SHORT EXERCISE: It is required that the lines from the top of the listing through the line with "import React from" be reproduced exactly, excluding pictures.

DATA BLOCK:
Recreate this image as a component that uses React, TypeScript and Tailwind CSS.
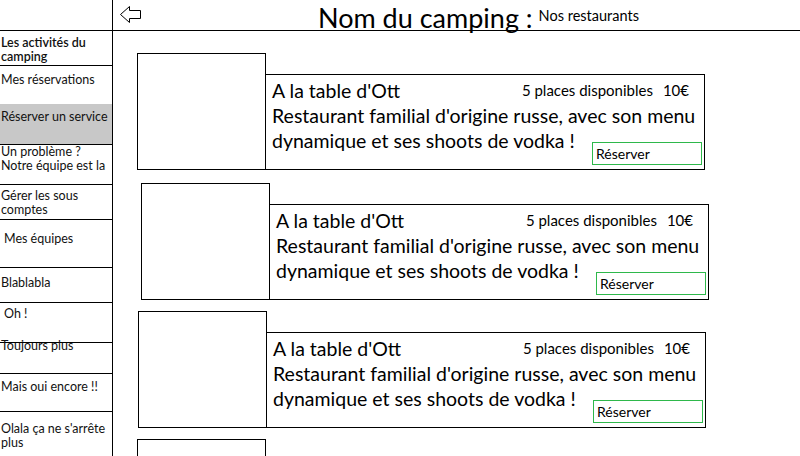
import React from "react";

const menu = [
  { label: ["Les activités du", "camping"], h: "h-[35px]", pt: "pt-[5px]", bold: true, border: true },
  { label: ["Mes réservations"], h: "h-[38px]", pt: "pt-[7px]", border: false },
  { label: ["Réserver un service"], h: "h-[41px]", pt: "pt-[6px]", border: true, active: true },
  { label: ["Un problème ?", "Notre équipe est la"], h: "h-[40px]", pt: "pt-0", border: true },
  { label: ["Gérer les sous", "comptes"], h: "h-[35px]", pt: "pt-[4px]", border: true },
  { label: ["Mes équipes"], h: "h-[48px]", pt: "pt-[12px]", border: true, indent: true },
  { label: ["Blablabla"], h: "h-[35px]", pt: "pt-[8px]", border: true },
  { label: ["Oh !"], h: "h-[40px]", pt: "pt-[4px]", border: true, indent: true },
  { label: ["Toujours plus"], h: "h-[35px]", pt: "-mt-[4px]", border: true },
  { label: ["Mais oui encore !!"], h: "h-[38px]", pt: "pt-[6px]", border: true },
  { label: ["Olala ça ne s'arrête", "plus"], h: "h-[44px]", pt: "pt-[10px]", border: false },
];

const cards = [
  { ml: "ml-[24px]", mt: "mt-[22px]" },
  { ml: "ml-[28px]", mt: "mt-[13px]" },
  { ml: "ml-[25px]", mt: "mt-[11px]" },
];

const Sidebar = () => {
  return (
    <div className="w-[113px] shrink-0 border-r border-black">
      <div className="h-[31px] border-b border-black"></div>
      {menu.map((m, i) => (
        <div
          key={i}
          className={`${m.h} ${m.border ? "border-b border-black" : ""} ${m.active ? "bg-[#c8c8c8]" : ""}`}
        >
          <div
            className={`${m.pt} ${m.indent ? "pl-[4px]" : "pl-[1px]"} text-[12.5px] leading-[14px] text-[#111] ${m.bold ? "font-semibold" : ""}`}
          >
            {m.label.map((l, j) => (
              <div key={j} className="whitespace-nowrap">
                {l}
              </div>
            ))}
          </div>
        </div>
      ))}
    </div>
  );
};

const Card = ({ ml, mt }: { ml: string; mt: string }) => {
  return (
    <div className={`flex items-end ${ml} ${mt}`}>
      {/* picture placeholder */}
      <div className="w-[129px] h-[117px] border border-black shrink-0"></div>
      <div className="-ml-px w-[440px] h-[96px] border border-black pl-[6px] pr-[2px] pt-[3px] text-[19.5px] leading-[25px] text-black">
        <div className="flex items-center">
          <span className="flex-1">A la table d'Ott</span>
          <span className="text-[15px] mr-[10px]">5 places disponibles</span>
          <span className="text-[15px] mr-[13px]">10€</span>
        </div>
        <div className="whitespace-nowrap">Restaurant familial d'origine russe, avec son menu</div>
        <div className="flex">
          <span className="flex-1 whitespace-nowrap">dynamique et ses shoots de vodka !</span>
          <button className="mt-[14px] w-[110px] h-[23px] border border-[#2eb84b] text-left pl-[3px] text-[14px] leading-[21px]">
            Réserver
          </button>
        </div>
      </div>
    </div>
  );
};

export default function App() {
  return (
    <div className="w-[800px] h-[456px] overflow-hidden bg-white flex font-['Lato',sans-serif]">
      <Sidebar />
      <div className="flex-1">
        <div className="h-[31px] border-b border-black flex items-end">
          <svg width="22" height="17" viewBox="0 0 22 17" className="ml-[7px] mb-[7px] shrink-0">
            <polygon
              points="0.5,8.5 9.5,0.5 9.5,4.5 20.5,4.5 20.5,12.5 9.5,12.5 9.5,16.5"
              fill="white"
              stroke="black"
              strokeWidth="1"
            />
          </svg>
          <span className="ml-[176px] text-[27px] leading-[32px] -mb-[4px] whitespace-nowrap">Nom du camping :</span>
          <span className="ml-[6px] text-[14.5px] leading-[18px] mb-[5px] whitespace-nowrap">Nos restaurants</span>
        </div>
        {cards.map((c, i) => (
          <Card key={i} ml={c.ml} mt={c.mt} />
        ))}
        {/* next card, only its picture shows above the fold */}
        <div className="ml-[24px] mt-[11px] w-[129px] h-[117px] border border-black"></div>
      </div>
    </div>
  );
}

OUTPUT OF THE EXERCISE:
Recreate this image as a component that uses React, TypeScript and Tailwind CSS.
import React from "react";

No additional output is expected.